Professional Development is everywhere. Social media groups, conversations in the hallway between classes, PLC meetings, lunch and learns, books, podcasts, blogs, coursework, conferences, and more I’m sure. There is no shortage on people’s ideas on how to improve.

Educational research is wonderful, and decisions about what and how to teach must be grounded in fact. The primary source research is often behind a paywall or difficult to directly apply. So we rely on secondary or further sources, who interpret what they want to from the research and might accurately reflect the true findings. This causes the full impact and possible professional development to be stilted or skewed. But once someone has read the wrong interpretation and the information spreads, it is believed to be true.
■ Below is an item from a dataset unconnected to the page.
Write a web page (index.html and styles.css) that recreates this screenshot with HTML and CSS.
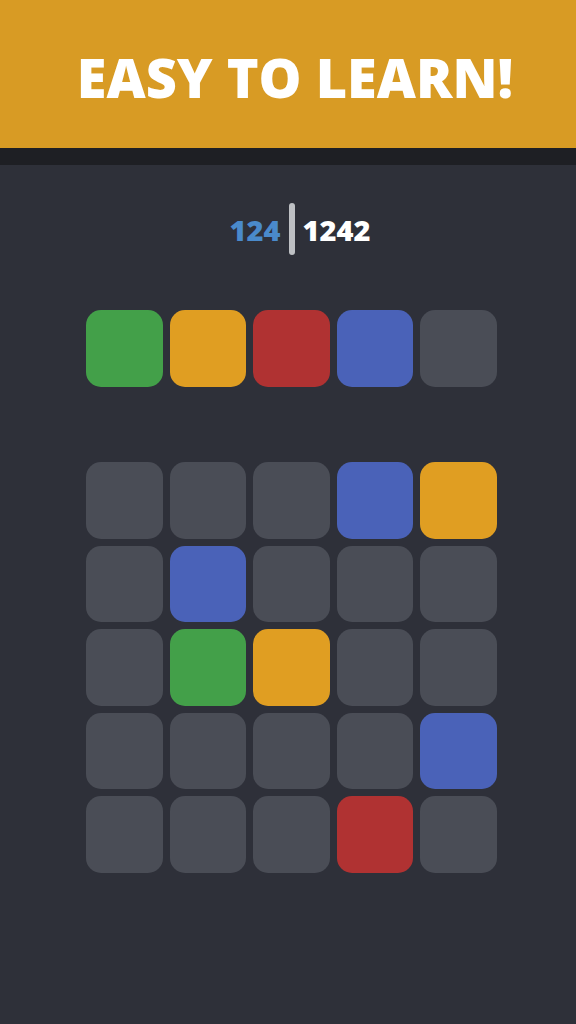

Educators are also never short on thoughts and feelings about what works. These lively discussions are great, and nuggets of knowledge can be taken from them. But often what works for a teacher has been honed through their own trial and error and works with their personality. What works like magic for one teacher or with one class of students can be a calamity for different people.

High quality professional development starts with a topic people are interested in learning about. When anyone, but especially adult learners, are made to endure a training about something that does not interest them, they are not developing professionally. In the Academic Mindsets posts, one of the resilience beliefs for students to persevere is they see the work having value to them. This is even more critical for adults when the consequence of a poor grade doesn’t act as an extrinsic motivator.

It then needs to be applicable to the learner. A school wide professional development on a specific topic is challenging to do well when the staff all have different backgrounds, experiences, and classroom needs. Reading strategies are crucial, but how does one strategy relate to kindergarten and 5th grade teachers. Or social studies, math, and physical education?

Finally, the professional development must be small in scope. The more complex the topic is to understand, the less likely the person is to use it. And the bigger the change from someone’s current practice the less likely they are to implement. The “experts” delivering the training need to remember how far their own journey has taken them, and dial it back to step one. Bite size chunks that a teacher can immediately try with confidence will make faster and farther growth then trying to learn and apply everything at once.

Few good teachers think they have it all figured out, and most are hungry for ways to improve. It is incumbent on coaches and leaders to give the teachers what they want and need. In ways they can easily practice and get support through their growth.